Parallelism of MC Interpolation
Most of the previous works on MC interpolation decompose an MB into 16 4x4 blocks and for each 4x4 block load an area of at most 9x9 reference pixels. As described in [3] , 4 pixels in the same row are processed simultaneously to improve the data reuse and reduce the processing time. This 4-pixel parallel luma interpolater architecture is shown in Fig. 1 . Luma interpolation involves using a 1-D 6-tap filter to generate the half-pel locations. A 1-D bilinear filter is then used to generate the quarter-pel locations. The data path of the luma interpolator is made up of 6x9 8-bit regis- ters, (4+9) 6-tap filters, and four bilinear filters. The interpolator uses a 6-stage pipeline. At the input of the pipeline, for vertical interpolation, a column of 9 pixels is read from the frame buffer and used to interpolate a column of 4 pixels. A total of 9 pixels, representing the full and half-pel locations, are stored at every stage of the interpolator pipeline; specifically, the 4 interpolated half-pel pixels and the 5 center (positions 2 to 6) full-pel pixels of the 9 pixels from the frame buffer are stored. The 9 registers from the 6 stages are fed to 9 horizontal interpolators. Finally, 9:2 muxes are used to select two pixels located at full or half-pixel locations as inputs to the bilinear interpolator for quarter-pel resolution.
However, the 4x4 block based row by row interpolation requires at most 288 clock cycles for processing one MB, which can not meet the requirement of 4Kx2K application. In order to increase the throughput, one solution is to expand the row of 4 pixels to 8 pixels (horizontal expansion), as shown in Fig. 2(a) . However, when the partition size for inter prediction is 4x4 or 4x8, this method does not seem efficient. Since the 8 pixels in one row are from two different partitions, there are no loading data that can be shared and the processing speed can not be improved. Moreover, when expanding one row from 8 pixels to 16 pixels, this method results in almost no improvement on the throughput. Another way to increase the throughput is to process two or more rows in parallel (vertical expansion), as shown in Fig. 2(b) . The processing time of 4x4 and 4x8 sized partitions, can also be shortened when using the vertical expansion method.
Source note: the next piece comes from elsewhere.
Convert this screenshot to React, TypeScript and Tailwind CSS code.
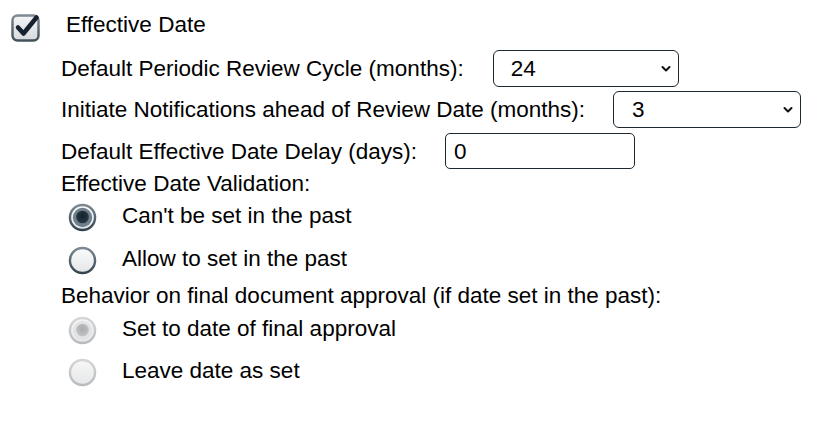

However, the data alignment problem will decrease the speed. Especially for 4Kx2K applications, when four lines are parallelized, the data alignment problem becomes more serious. For example, as shown in Fig. 3 , loading a vertically unaligned 4x4 block requires 2 clock cycles even when each word stores a 4x4 block. More loading clock cycles will not only increase the memory power but also decrease the processing speed. Another parallelization method for the interpolation is to process two 4x4 blocks simultaneously, which is employed by Sze et al. [11] . However, the corresponding internal memory organization and data control can be very complicated.
In order to obtain a suitable parallelization method for 4Kx2K application, we propose to combine the horizontal and vertical expansion methods based on the following considerations. Firstly, regarding the high-level limits described in the H.264/AVC standard, although the horizontal expansion method is not so efficient for 4x4 and 4x8 partitions, it will not influence the average speed. One limits is that for level 3 or higher, which is designed for video specifications higher than or equal to 720x576@25 fps, biprediction MV is not allowed for partition sizes smaller than 8x8. This means the data loading times for interpolation of 8x4, 4x8 and 4x4 partitions can be less than that of the larger ones. The other one is that on levels higher than 3.1, maximum number of motion vectors per two consecutive MBs is 16, which further constrains the influences of small blocks. Moreover, a 4Sx4 internal memory organization, which is to be introduced in Sect. 3.2, can be utilized for the horizontal expansion method to reduce the memory data width. However, 8-pixel-parallel processing still can not meet the throughput requirement of 4 Kx2 K application. Therefore, based on the horizontal expansion, a vertical expansion is further applied to process 2 rows in parallel, as shown in Fig. 2(c) . Compared with the 4-row-parallel vertical expansion, the memory width of the proposed horizontal-vertical expansion method is reduced by half, and the influence from alignment problem is decreased.
In order to further enhance the throughput, the interpolation of luma and chroma samples are parallelized. Since it was originally not easy to reuse the hardware resources of luma and chroma interpolation components, the lumachroma parallelism can provide 1.5 times the performance (for 4:2:0 sampling) with almost no hardware cost overhead.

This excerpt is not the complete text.